start

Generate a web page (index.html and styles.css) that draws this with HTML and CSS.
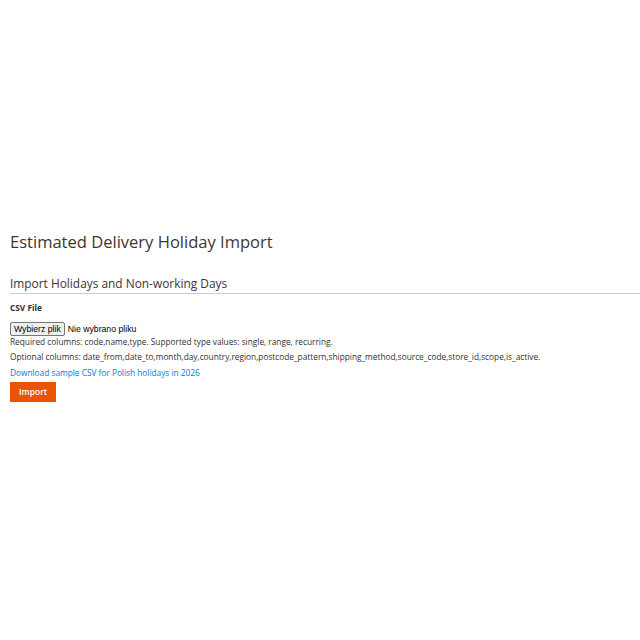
FILE: index.html
```html
<!DOCTYPE html>
<html lang="pl">
<head>
<meta charset="utf-8">
<title>Estimated Delivery Holiday Import</title>
<link rel="stylesheet" href="styles.css">
</head>
<body>
<main class="page">
  <h1 class="page-title">Estimated Delivery Holiday Import</h1>
  <section class="fieldset">
    <h2 class="legend">Import Holidays and Non-working Days</h2>
    <form class="import-form">
      <label class="field-label">CSV File</label>
      <div class="file-row">
        <span class="file-btn">Wybierz plik</span>
        <span class="file-name">Nie wybrano pliku</span>
      </div>
      <p class="note note-first">Required columns: code,name,type. Supported type values: single, range, recurring.</p>
      <p class="note">Optional columns: date_from,date_to,month,day,country,region,postcode_pattern,shipping_method,source_code,store_id,scope,is_active.</p>
      <a class="sample-link" href="#">Download sample CSV for Polish holidays in 2026</a>
      <div class="actions">
        <button type="button" class="btn-primary">Import</button>
      </div>
    </form>
  </section>
</main>
</body>
</html>
```
FILE: styles.css
```css
html, body {
  margin: 0;
  padding: 0;
  background: #ffffff;
}

body {
  font-family: "Open Sans", "Liberation Sans", sans-serif;
  color: #303030;
}

.page {
  padding-top: 230px;
  padding-left: 10px;
}

.page-title {
  margin: 0;
  font-size: 16.55px;
  font-weight: 400;
  line-height: 24px;
  color: #41362f;
}

.fieldset {
  margin-top: 21px;
}

.legend {
  margin: 0;
  font-size: 11.9px;
  font-weight: 400;
  line-height: 16px;
  color: #41362f;
  padding-bottom: 2px;
  border-bottom: 1px solid #cccccc;
}

.import-form {
  display: flex;
  flex-direction: column;
  align-items: flex-start;
  padding-top: 8px;
}

.field-label {
  font-size: 8.3px;
  font-weight: 700;
  line-height: 12px;
  color: #303030;
}

.file-row {
  display: flex;
  align-items: center;
  gap: 3px;
  margin-top: 8px;
  font-size: 8.5px;
  line-height: 12px;
}

.file-btn {
  display: inline-block;
  font-family: "Liberation Sans", Arial, sans-serif;
  font-size: 8.7px;
  line-height: 10px;
  padding: 1px 3px;
  background: #efefef;
  border: 1px solid #767676;
  border-radius: 2px;
  color: #000;
}

.file-name {
  font-family: "Liberation Sans", Arial, sans-serif;
  font-size: 8.7px;
  color: #000;
}

.note {
  margin: 0;
  font-size: 8.3px;
  line-height: 12px;
  color: #303030;
}

.note-first {
  margin-top: 0;
}

.note + .note {
  margin-top: 3px;
}

.sample-link {
  margin-top: 4px;
  font-size: 8.3px;
  line-height: 12px;
  color: #007bdb;
  text-decoration: none;
}

.actions {
  margin-top: 3px;
}

.btn-primary {
  display: block;
  font-family: "Open Sans", "Liberation Sans", sans-serif;
  font-size: 8.5px;
  font-weight: 600;
  line-height: 12px;
  color: #ffffff;
  background: #eb5202;
  border: 1px solid #eb5202;
  padding: 3px 8px;
  cursor: pointer;
  border-radius: 0;
}
```
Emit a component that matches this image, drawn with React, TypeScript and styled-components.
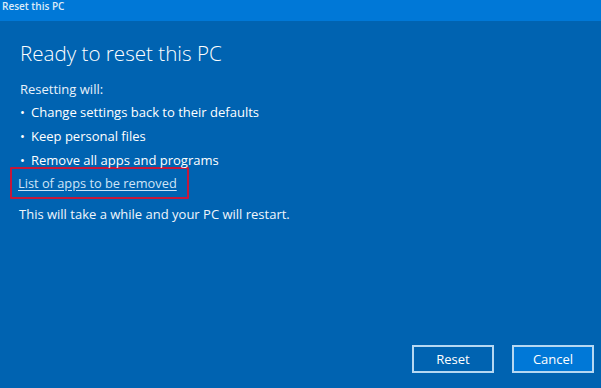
import styled, { createGlobalStyle } from "styled-components"

const GlobalStyle = createGlobalStyle`
  html, body {
    margin: 0;
    padding: 0;
    background: #0063b1;
  }
  body {
    font-family: "Open Sans", "Noto Sans", sans-serif;
    color: #ffffff;
  }
`

const items = [
  "Change settings back to their defaults",
  "Keep personal files",
  "Remove all apps and programs",
]

export default function App() {
  return (
    <>
      <GlobalStyle />
      <Window>
        <TitleBar>Reset this PC</TitleBar>
        <Body>
          <Heading>Ready to reset this PC</Heading>
          <Intro>Resetting will:</Intro>
          <BulletList>
            {items.map((item) => (
              <Bullet key={item}>{item}</Bullet>
            ))}
          </BulletList>
          <LinkBox>
            <AppsLink href="#">List of apps to be removed</AppsLink>
          </LinkBox>
          <Note>This will take a while and your PC will restart.</Note>
        </Body>
        <Footer>
          <DialogButton>Reset</DialogButton>
          <DialogButton primary>Cancel</DialogButton>
        </Footer>
      </Window>
    </>
  )
}

const Window = styled.div`
  display: flex;
  flex-direction: column;
  width: 601px;
  height: 388px;
  background: #0063b1;
  overflow: hidden;
`

const TitleBar = styled.div`
  height: 21px;
  flex-shrink: 0;
  background: #0078d7;
  color: #dcebf8;
  font-size: 10px;
  font-weight: 600;
  line-height: 11px;
  padding: 1px 0 0 2px;
  box-sizing: border-box;
`

const Body = styled.div`
  flex: 1;
  display: flex;
  flex-direction: column;
  padding: 17px 0 0 20px;
`

const Heading = styled.h1`
  margin: 0;
  font-weight: 300;
  font-size: 20.6px;
  line-height: 30px;
  color: #ffffff;
`

const Intro = styled.div`
  margin-top: 11px;
  font-size: 13px;
  line-height: 20px;
  color: #e8f1fa;
`

const BulletList = styled.ul`
  margin: 3px 0 0;
  padding: 0;
  list-style: none;
  display: flex;
  flex-direction: column;
  gap: 4px;
`

const Bullet = styled.li`
  position: relative;
  padding-left: 11px;
  font-size: 13px;
  line-height: 20px;

  &::before {
    content: "•";
    position: absolute;
    left: 0;
  }
`

const LinkBox = styled.div`
  align-self: flex-start;
  margin: -3px 0 0 -10px;
  padding: 2px 10px 4px 6px;
  border: 2px solid #c4173a;
  border-radius: 1px;
`

const AppsLink = styled.a`
  color: #cfe5f7;
  font-size: 12.8px;
  line-height: 20px;
  text-decoration: underline;
  text-underline-offset: 2px;
`

const Note = styled.div`
  margin-top: 5px;
  margin-left: -1px;
  font-size: 13px;
  line-height: 20px;
  color: #f0f6fc;
`

const Footer = styled.div`
  display: flex;
  justify-content: flex-end;
  gap: 18px;
  padding: 0 7px 15px 0;
`

const DialogButton = styled.button<{ primary?: boolean }>`
  width: 82px;
  height: 28px;
  box-sizing: border-box;
  border: 2px solid #b6d8f2;
  background: ${(p) => (p.primary ? "#0078d7" : "transparent")};
  color: #ffffff;
  font-family: "Open Sans", "Noto Sans", sans-serif;
  font-size: 13px;
  padding: 0;
`
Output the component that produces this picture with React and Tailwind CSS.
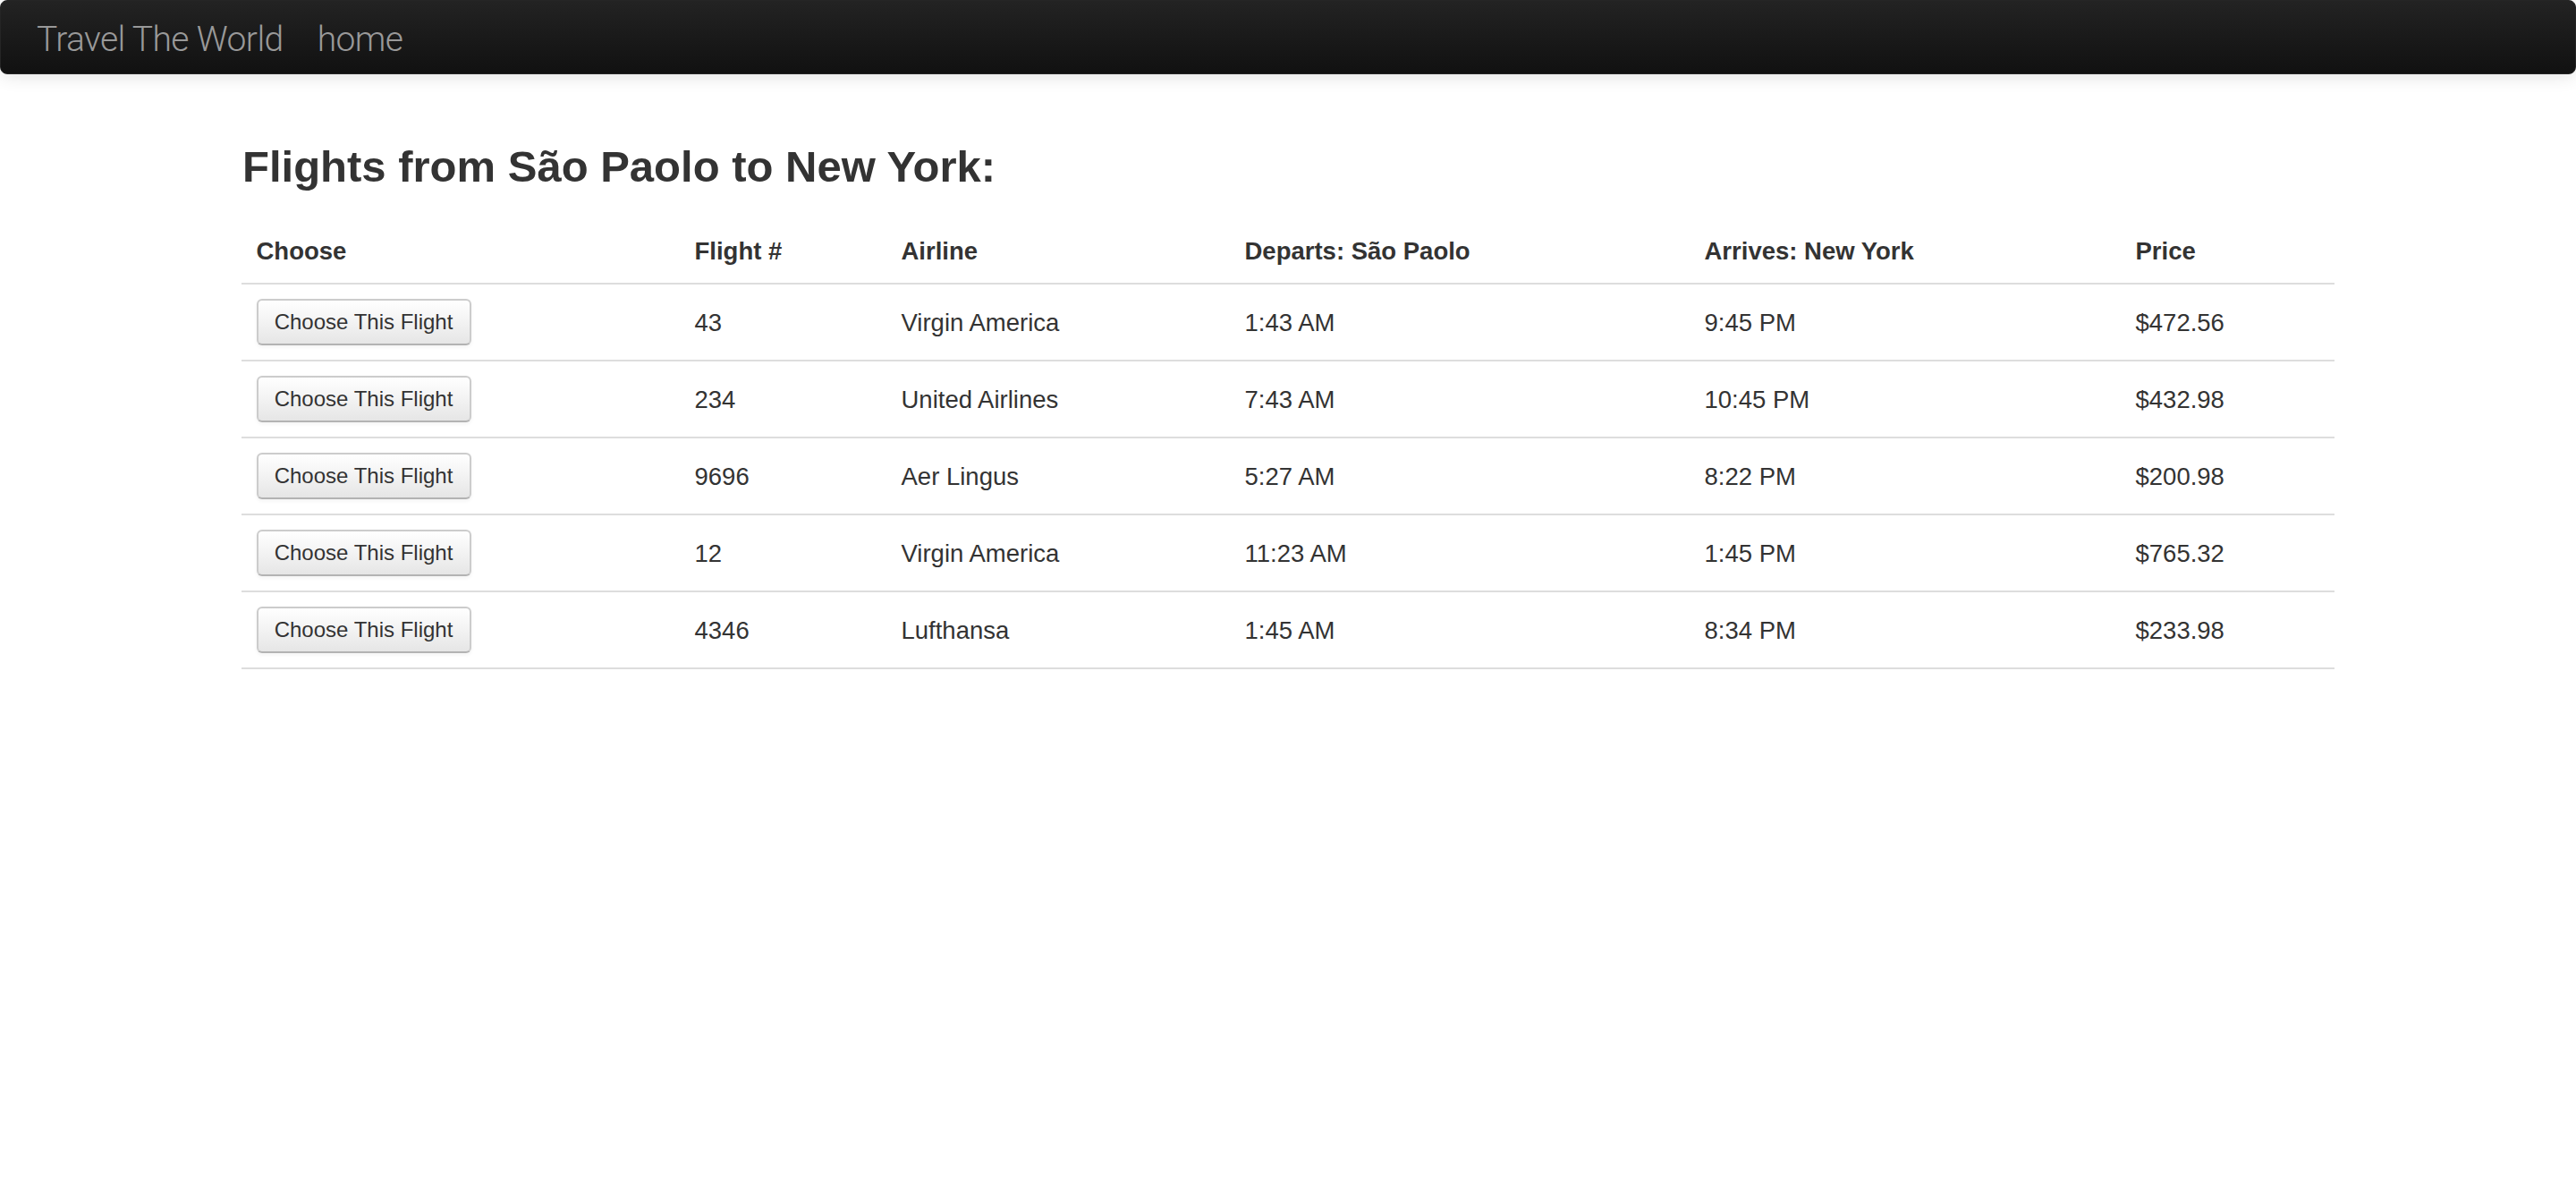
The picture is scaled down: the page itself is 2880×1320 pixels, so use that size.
import React from "react";

const flights = [
  { num: "43", airline: "Virgin America", dep: "1:43 AM", arr: "9:45 PM", price: "$472.56" },
  { num: "234", airline: "United Airlines", dep: "7:43 AM", arr: "10:45 PM", price: "$432.98" },
  { num: "9696", airline: "Aer Lingus", dep: "5:27 AM", arr: "8:22 PM", price: "$200.98" },
  { num: "12", airline: "Virgin America", dep: "11:23 AM", arr: "1:45 PM", price: "$765.32" },
  { num: "4346", airline: "Lufthansa", dep: "1:45 AM", arr: "8:34 PM", price: "$233.98" },
];

export default function App() {
  return (
    <div className="min-h-[1320px] bg-white text-[#333333] font-['Liberation_Sans',Arial,sans-serif]">
      <nav className="h-[83px] rounded-[8px] border border-[#252525] bg-gradient-to-b from-[#232323] to-[#111111] shadow-[0_2px_20px_rgba(0,0,0,0.12)] flex items-center pl-[40px] pt-[6px] font-['Roboto',sans-serif] font-light text-[#999999]">
        <span className="text-[39px] leading-[39px] tracking-[-0.6px]">Travel The World</span>
        <span className="ml-[38px] text-[39px] leading-[39px] tracking-[-0.6px]">home</span>
      </nav>
      <div className="mx-auto w-[2340px] pt-[79px]">
        <h3 className="text-[49px] leading-[48px] font-bold text-[#333333] pl-[1px] mb-[35px]">
          Flights from São Paolo to New York:
        </h3>
        <table className="w-[2340px] table-fixed border-collapse text-[27.5px] leading-[39px]">
          <colgroup>
            <col className="w-[490px]" />
            <col className="w-[231px]" />
            <col className="w-[384px]" />
            <col className="w-[514px]" />
            <col className="w-[482px]" />
            <col className="w-[239px]" />
          </colgroup>
          <thead>
            <tr className="border-b-2 border-[#dddddd]">
              <th className="text-left font-bold px-[16.5px] pt-[16px] pb-[16px] align-bottom">Choose</th>
              <th className="text-left font-bold px-[16.5px] pt-[16px] pb-[16px] align-bottom">Flight #</th>
              <th className="text-left font-bold px-[16.5px] pt-[16px] pb-[16px] align-bottom">Airline</th>
              <th className="text-left font-bold px-[16.5px] pt-[16px] pb-[16px] align-bottom">Departs: São Paolo</th>
              <th className="text-left font-bold px-[16.5px] pt-[16px] pb-[16px] align-bottom">Arrives: New York</th>
              <th className="text-left font-bold px-[16.5px] pt-[16px] pb-[16px] align-bottom">Price</th>
            </tr>
          </thead>
          <tbody>
            {flights.map((f, i) => (
              <tr key={i} className="border-b-2 border-[#dddddd]">
                <td className="px-[16.5px] py-[16px] align-middle">
                  <button className="h-[52px] w-[240px] rounded-[6px] border-2 border-[#cccccc] border-b-[#b3b3b3] bg-gradient-to-b from-white to-[#e6e6e6] text-[24px] leading-[30px] text-[#333333] shadow-[inset_0_2px_0_rgba(255,255,255,0.2),0_2px_4px_rgba(0,0,0,0.05)]">
                    Choose This Flight
                  </button>
                </td>
                <td className="px-[16.5px] py-[16px] align-middle">{f.num}</td>
                <td className="px-[16.5px] py-[16px] align-middle">{f.airline}</td>
                <td className="px-[16.5px] py-[16px] align-middle">{f.dep}</td>
                <td className="px-[16.5px] py-[16px] align-middle">{f.arr}</td>
                <td className="px-[16.5px] py-[16px] align-middle">{f.price}</td>
              </tr>
            ))}
          </tbody>
        </table>
      </div>
    </div>
  );
}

end

Work to be completed: In the entries above, find the lines containing the word "that" and say how many there are, with no other words.

Right answer: 4